■ What the exercise asks:
Lines containing the word "components" should be extracted in full.

■ Given material:
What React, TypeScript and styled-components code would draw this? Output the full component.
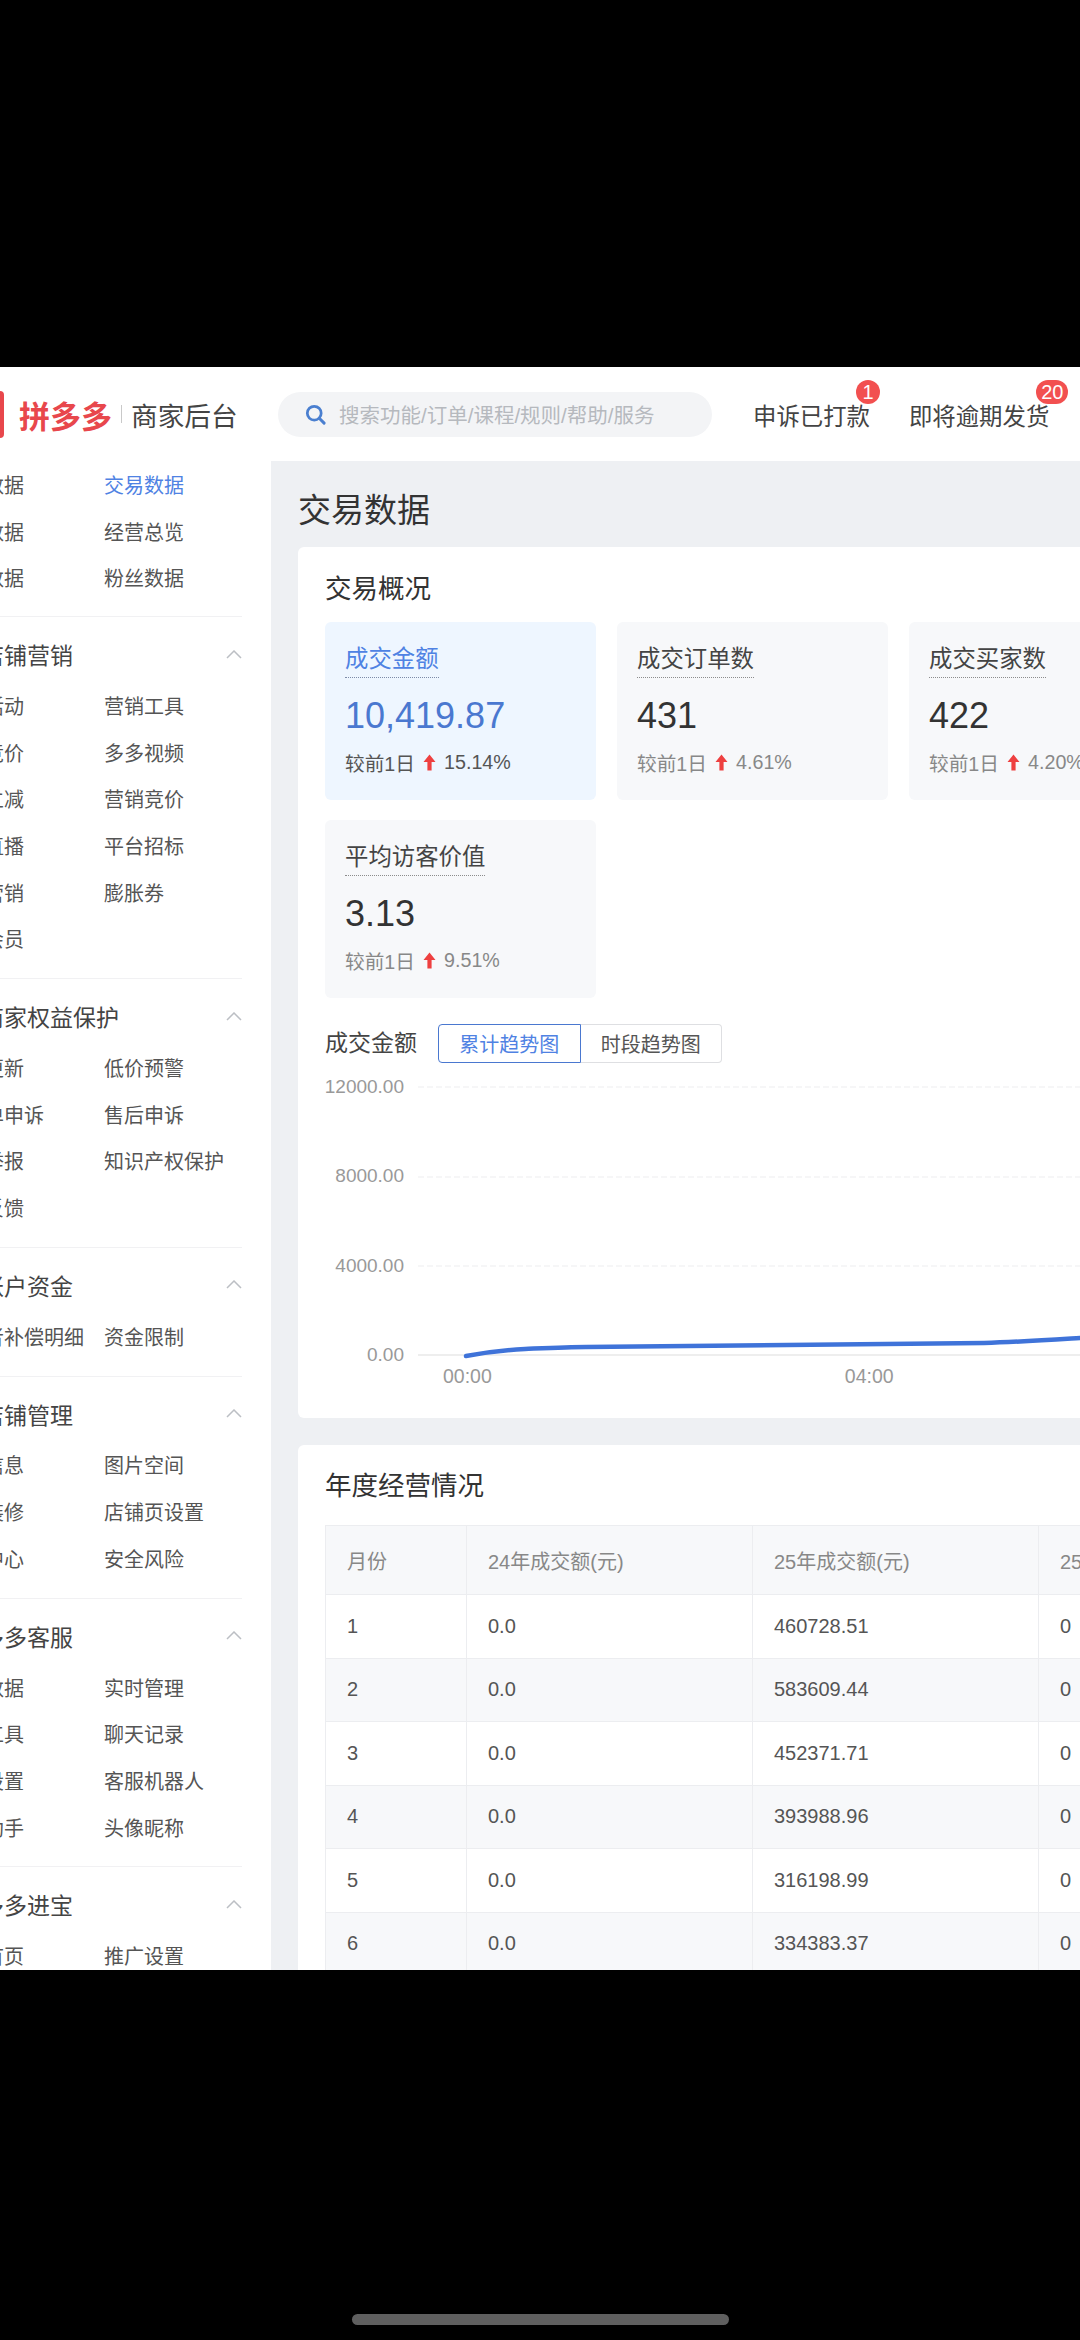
import React from 'react';
import styled, { createGlobalStyle } from 'styled-components';

const FONT = '"Liberation Sans", Arial, "Noto Sans CJK SC", sans-serif';

interface MenuGroup {
  title?: string;
  items: string[];
}

const menuGroups: MenuGroup[] = [
  {
    items: ['商品数据', '交易数据', '服务数据', '经营总览', '流量数据', '粉丝数据'],
  },
  {
    title: '店铺营销',
    items: [
      '营销活动',
      '营销工具',
      '限时竞价',
      '多多视频',
      '百亿立减',
      '营销竞价',
      '多多直播',
      '平台招标',
      '短信营销',
      '膨胀券',
      '店铺会员',
    ],
  },
  {
    title: '商家权益保护',
    items: [
      '规则更新',
      '低价预警',
      '违规单申诉',
      '售后申诉',
      '恶意举报',
      '知识产权保护',
      '意见反馈',
    ],
  },
  {
    title: '账户资金',
    items: ['消费者补偿明细', '资金限制'],
  },
  {
    title: '店铺管理',
    items: [
      '店铺信息',
      '图片空间',
      '店铺装修',
      '店铺页设置',
      '体检中心',
      '安全风险',
    ],
  },
  {
    title: '多多客服',
    items: [
      '客服数据',
      '实时管理',
      '客服工具',
      '聊天记录',
      '消息设置',
      '客服机器人',
      '智能助手',
      '头像昵称',
    ],
  },
  {
    title: '多多进宝',
    items: ['进宝首页', '推广设置'],
  },
];

const stats = [
  { label: '成交金额', value: '10,419.87', change: '15.14%', active: true },
  { label: '成交订单数', value: '431', change: '4.61%' },
  { label: '成交买家数', value: '422', change: '4.20%' },
  { label: '平均访客价值', value: '3.13', change: '9.51%' },
];

const yearRows = [
  ['1', '0.0', '460728.51', '0'],
  ['2', '0.0', '583609.44', '0'],
  ['3', '0.0', '452371.71', '0'],
  ['4', '0.0', '393988.96', '0'],
  ['5', '0.0', '316198.99', '0'],
  ['6', '0.0', '334383.37', '0'],
];

function UpArrow() {
  return (
    <ArrowIcon viewBox="0 0 13 17">
      <path d="M6.5 0.5 L12.5 8 H8.6 V16.5 H4.4 V8 H0.5 Z" fill="#ee4040" />
    </ArrowIcon>
  );
}

function TrendChart() {
  return (
    <ChartSvg viewBox="0 0 662 320">
      <g stroke="#f3f4f5" strokeWidth="1.5" strokeDasharray="6 3">
        <line x1="0" y1="18" x2="662" y2="18" />
        <line x1="0" y1="108" x2="662" y2="108" />
        <line x1="0" y1="197" x2="662" y2="197" />
      </g>
      <line x1="0" y1="286" x2="662" y2="286" stroke="#eeeeee" strokeWidth="2" />
      <path
        d="M48 287 C 70 283, 90 281, 107 280 C 130 279, 150 278, 168 278 L 566 274 C 600 273, 630 271, 662 269"
        fill="none"
        stroke="#3f73d9"
        strokeWidth="4.5"
        strokeLinecap="round"
      />
    </ChartSvg>
  );
}

function App() {
  return (
    <Page>
      <GlobalStyle />
      <Screen>
        <TopBar>
          <LogoMark />
          <LogoText>拼多多</LogoText>
          <LogoDivider />
          <LogoSub>商家后台</LogoSub>
          <SearchBox>
            <SearchIcon viewBox="0 0 20 20">
              <circle cx="8.8" cy="8.8" r="6.6" fill="none" stroke="#4a7fd0" strokeWidth="2.6" />
              <line x1="13.6" y1="13.6" x2="18.2" y2="18.2" stroke="#4a7fd0" strokeWidth="2.8" strokeLinecap="round" />
            </SearchIcon>
            <SearchHint>搜索功能/订单/课程/规则/帮助/服务</SearchHint>
          </SearchBox>
          <TopLink>
            申诉已打款
            <Badge>1</Badge>
          </TopLink>
          <TopLink>
            即将逾期发货
            <Badge $wide>20</Badge>
          </TopLink>
        </TopBar>

        <Body>
          <Sidebar>
            {menuGroups.map((group, i) => (
              <Group key={i}>
                {group.title && (
                  <GroupTitle>
                    <span>{group.title}</span>
                    <Chevron viewBox="0 0 16 9">
                      <polyline points="1,8 8,1 15,8" fill="none" stroke="#bcbfc4" strokeWidth="1.5" />
                    </Chevron>
                  </GroupTitle>
                )}
                <GroupItems>
                  {group.items.map((item) => (
                    <MenuItem key={item} $active={item === '交易数据'}>
                      {item}
                    </MenuItem>
                  ))}
                </GroupItems>
              </Group>
            ))}
          </Sidebar>

          <Main>
            <PageTitle>交易数据</PageTitle>

            <Panel>
              <PanelTitle>交易概况</PanelTitle>
              <StatGrid>
                {stats.map((stat) => (
                  <StatCard key={stat.label} $active={stat.active}>
                    <StatLabel $active={stat.active}>{stat.label}</StatLabel>
                    <StatValue $active={stat.active}>{stat.value}</StatValue>
                    <StatChange $active={stat.active}>
                      较前1日
                      <UpArrow />
                      {stat.change}
                    </StatChange>
                  </StatCard>
                ))}
              </StatGrid>

              <TrendHeader>
                <TrendLabel>成交金额</TrendLabel>
                <TrendToggle>
                  <ToggleButton $active>累计趋势图</ToggleButton>
                  <ToggleButton>时段趋势图</ToggleButton>
                </TrendToggle>
              </TrendHeader>

              <ChartArea>
                <YAxis>
                  <span>12000.00</span>
                  <span>8000.00</span>
                  <span>4000.00</span>
                  <span>0.00</span>
                </YAxis>
                <ChartBody>
                  <TrendChart />
                  <XAxis>
                    <span>00:00</span>
                    <span>04:00</span>
                  </XAxis>
                </ChartBody>
              </ChartArea>
            </Panel>

            <TablePanel>
              <TableTitle>年度经营情况</TableTitle>
              <YearTable>
                <thead>
                  <tr>
                    <HeadCell>月份</HeadCell>
                    <HeadCell>24年成交额(元)</HeadCell>
                    <HeadCell>25年成交额(元)</HeadCell>
                    <HeadCell>25年成交额同比</HeadCell>
                  </tr>
                </thead>
                <tbody>
                  {yearRows.map((row) => (
                    <YearRow key={row[0]}>
                      {row.map((cell, i) => (
                        <YearCell key={i}>{cell}</YearCell>
                      ))}
                    </YearRow>
                  ))}
                </tbody>
              </YearTable>
            </TablePanel>
          </Main>
        </Body>
      </Screen>
      <HomeBar />
    </Page>
  );
}

const GlobalStyle = createGlobalStyle`
  html, body {
    margin: 0;
    padding: 0;
    background: #000;
  }

  * {
    box-sizing: border-box;
  }
`;

const Page = styled.div`
  width: 1080px;
  height: 2340px;
  overflow: hidden;
  background: #000;
  font-family: ${FONT};
  padding-top: 367px;
`;

const Screen = styled.div`
  width: 1080px;
  height: 1603px;
  overflow: hidden;
  background: #eef0f3;
  display: flex;
  flex-direction: column;
`;

const HomeBar = styled.div`
  width: 377px;
  height: 11px;
  margin: 344px auto 0;
  border-radius: 6px;
  background: #5f5f5f;
`;

const TopBar = styled.header`
  flex: none;
  height: 94px;
  background: #fff;
  display: flex;
  align-items: center;
`;

const LogoMark = styled.div`
  flex: none;
  width: 4px;
  height: 47px;
  background: #e8474c;
  border-radius: 0 4px 4px 0;
`;

const LogoText = styled.div`
  margin-left: 15px;
  width: 93px;
  font-size: 31px;
  font-weight: 700;
  color: #e8474c;
  white-space: nowrap;
`;

const LogoDivider = styled.div`
  width: 1px;
  height: 18px;
  margin-left: 9px;
  background: #c9c9c9;
`;

const LogoSub = styled.div`
  margin-left: 9px;
  width: 107px;
  font-size: 26.7px;
  color: #444;
  white-space: nowrap;
`;

const SearchBox = styled.div`
  margin-left: 40px;
  width: 434px;
  height: 45px;
  border-radius: 23px;
  background: #f3f4f6;
  display: flex;
  align-items: center;
  padding-left: 27px;
`;

const SearchIcon = styled.svg`
  width: 21px;
  height: 21px;
  flex: none;
`;

const SearchHint = styled.span`
  margin-left: 13px;
  font-size: 20.5px;
  color: #b6b9be;
  white-space: nowrap;
`;

const TopLink = styled.div`
  position: relative;
  top: 1px;
  margin-left: 41px;
  font-size: 23.4px;
  color: #444;
  white-space: nowrap;

  & + & {
    margin-left: 39px;
  }
`;

const Badge = styled.span<{ $wide?: boolean }>`
  position: absolute;
  top: -18px;
  right: ${(p) => (p.$wide ? '-19px' : '-10px')};
  min-width: ${(p) => (p.$wide ? '32px' : '24px')};
  height: 24px;
  border-radius: 12px;
  background: #f25050;
  color: #fff;
  font-size: 20px;
  line-height: 24px;
  text-align: center;
`;

const Body = styled.div`
  flex: 1;
  min-height: 0;
  display: flex;
`;

const Sidebar = styled.aside`
  flex: none;
  width: 271px;
  background: #fff;
  overflow: hidden;
`;

const Group = styled.section`
  width: 242px;
  padding-bottom: 16px;
  border-bottom: 1px solid #f1f1f3;

  &:first-child {
    padding-bottom: 15px;
  }
`;

const GroupTitle = styled.div`
  height: 34px;
  margin-top: 20px;
  margin-bottom: 11px;
  margin-left: -19px;
  display: flex;
  align-items: center;
  justify-content: space-between;
  font-size: 23px;
  color: #444;
  white-space: nowrap;
`;

const Chevron = styled.svg`
  width: 16px;
  height: 9px;
  flex: none;
`;

const GroupItems = styled.div`
  margin-left: -56px;
  display: grid;
  grid-template-columns: 160px 138px;
  grid-auto-rows: 46.7px;
  align-items: center;
`;

const MenuItem = styled.div<{ $active?: boolean }>`
  font-size: 20px;
  color: ${(p) => (p.$active ? '#4f82e3' : '#555')};
  white-space: nowrap;
`;

const Main = styled.main`
  flex: none;
  width: 809px;
  padding-left: 27px;
  overflow: hidden;
`;

const PageTitle = styled.h1`
  margin: 0;
  height: 86px;
  line-height: 100px;
  font-size: 33px;
  font-weight: 400;
  color: #333;
`;

const Panel = styled.section`
  width: 1200px;
  height: 871px;
  padding: 0 27px;
  background: #fff;
  border-radius: 6px;
`;

const PanelTitle = styled.h2`
  margin: 0;
  height: 75px;
  line-height: 84px;
  font-size: 26.5px;
  font-weight: 400;
  color: #333;
`;

const StatGrid = styled.div`
  display: grid;
  grid-template-columns: repeat(3, 271px);
  grid-auto-rows: 178px;
  column-gap: 21px;
  row-gap: 20px;
`;

const StatCard = styled.div<{ $active?: boolean }>`
  padding: 20px 20px 0;
  border-radius: 6px;
  background: ${(p) => (p.$active ? '#eef6ff' : '#f7f8fa')};
`;

const StatLabel = styled.div<{ $active?: boolean }>`
  display: inline-block;
  height: 36px;
  line-height: 34px;
  font-size: 23.4px;
  color: ${(p) => (p.$active ? '#4f82e3' : '#444')};
  border-bottom: 1.5px dotted ${(p) => (p.$active ? '#7d8ba8' : '#8c8c8c')};
`;

const StatValue = styled.div<{ $active?: boolean }>`
  margin-top: 15px;
  height: 46px;
  line-height: 46px;
  font-size: 36px;
  color: ${(p) => (p.$active ? '#4a78d0' : '#333')};
`;

const StatChange = styled.div<{ $active?: boolean }>`
  margin-top: 8px;
  display: flex;
  align-items: center;
  height: 30px;
  font-size: 19.7px;
  color: ${(p) => (p.$active ? '#555' : '#888')};
  white-space: nowrap;
`;

const ArrowIcon = styled.svg`
  flex: none;
  width: 13px;
  height: 17px;
  margin: 0 8px;
`;

const TrendHeader = styled.div`
  margin-top: 26px;
  display: flex;
  align-items: center;
`;

const TrendLabel = styled.div`
  width: 113px;
  padding-bottom: 5px;
  font-size: 23px;
  color: #444;
`;

const TrendToggle = styled.div`
  display: flex;
  width: 284px;
  height: 39px;
`;

const ToggleButton = styled.div<{ $active?: boolean }>`
  flex: 1;
  display: flex;
  align-items: center;
  justify-content: center;
  font-size: 20px;
  color: ${(p) => (p.$active ? '#4f82e3' : '#555')};
  border: 1.5px solid ${(p) => (p.$active ? '#4a78d0' : '#dedfe2')};
  border-radius: ${(p) => (p.$active ? '4px 0 0 4px' : '0 4px 4px 0')};
  ${(p) => !p.$active && 'border-left: none;'}
`;

const ChartArea = styled.div`
  margin-top: 6px;
  display: flex;
`;

const YAxis = styled.div`
  flex: none;
  width: 79px;
  height: 304px;
  display: flex;
  flex-direction: column;
  justify-content: space-between;
  align-items: flex-end;
  font-size: 19px;
  line-height: 36px;
  color: #999;
`;

const ChartBody = styled.div`
  margin-left: 14px;
  width: 662px;
`;

const ChartSvg = styled.svg`
  display: block;
  width: 662px;
  height: 320px;
  margin-bottom: -24px;
`;

const XAxis = styled.div`
  display: flex;
  gap: 353px;
  padding-left: 25px;
  font-size: 19.5px;
  color: #999;
`;

const TablePanel = styled.section`
  width: 1200px;
  margin-top: 27px;
  height: 700px;
  padding: 0 27px;
  background: #fff;
  border-radius: 6px 6px 0 0;
`;

const TableTitle = styled.h2`
  margin: 0;
  height: 80px;
  line-height: 82px;
  font-size: 26.5px;
  font-weight: 400;
  color: #333;
`;

const YearTable = styled.table`
  border-collapse: collapse;
  table-layout: fixed;
  width: 1000px;
  font-size: 20px;

  & th:nth-child(1) {
    width: 141px;
  }

  & th:nth-child(2),
  & th:nth-child(3) {
    width: 286px;
  }
`;

const HeadCell = styled.th`
  height: 69px;
  padding: 0 0 0 21px;
  font-weight: 400;
  text-align: left;
  color: #888;
  background: #f7f8fa;
  border: 1px solid #ecedf0;
  white-space: nowrap;
`;

const YearRow = styled.tr`
  height: 63.5px;

  &:nth-child(even) {
    background: #f7f8fa;
  }
`;

const YearCell = styled.td`
  padding: 0 0 0 21px;
  color: #555;
  border: 1px solid #ecedf0;
`;

export default App;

■ Response to the task:
What React, TypeScript and styled-components code would draw this? Output the full component.
import styled, { createGlobalStyle } from 'styled-components';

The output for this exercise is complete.